Soviet cosmonaut (1928–2022)

Major General Anatoly Vasilyevich Filipchenko (Note: Анатолій Васильович Філіпченко, Анатолий Васильевич Филипченко) (26 February 1928 – 7 August 2022) was a Soviet cosmonaut of Ukrainian descent. He flew on the Soyuz 7 and Soyuz 16 missions.

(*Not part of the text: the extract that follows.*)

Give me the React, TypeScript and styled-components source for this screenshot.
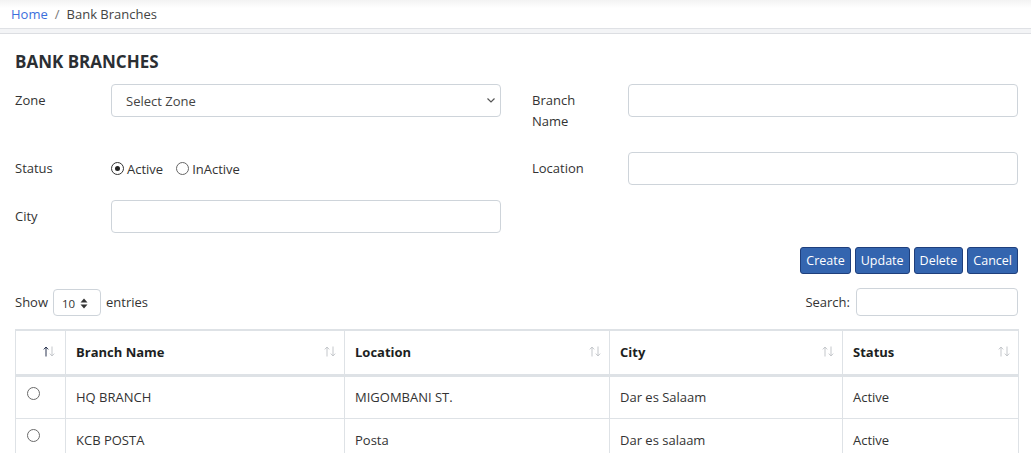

He was born in Davydovka, Voronezh Governorate, RSFSR. After leaving the space programme in 1982, Filipchenko became the deputy director of the OKB in Kharkiv. He died on 7 August 2022, at the age of 94. He was buried in the Federal Military Memorial Cemetery on 11 August 2022.

== Awards ==
- Hero of the Soviet Union
- Pilot-Cosmonaut of the USSR
- Order of Lenin
- Order of the Red Banner of Labour
- Medal "For Merit in Space Exploration"
- State Prize of the USSR
- Order of the Flag of the People's Republic of Hungary
- Order of the Banner of the Bulgarian People's Republic
- Medal "For the Strengthening Military Cooperation" (Czechoslovakia)
- Medal "Brotherhood in Arms" (GDR)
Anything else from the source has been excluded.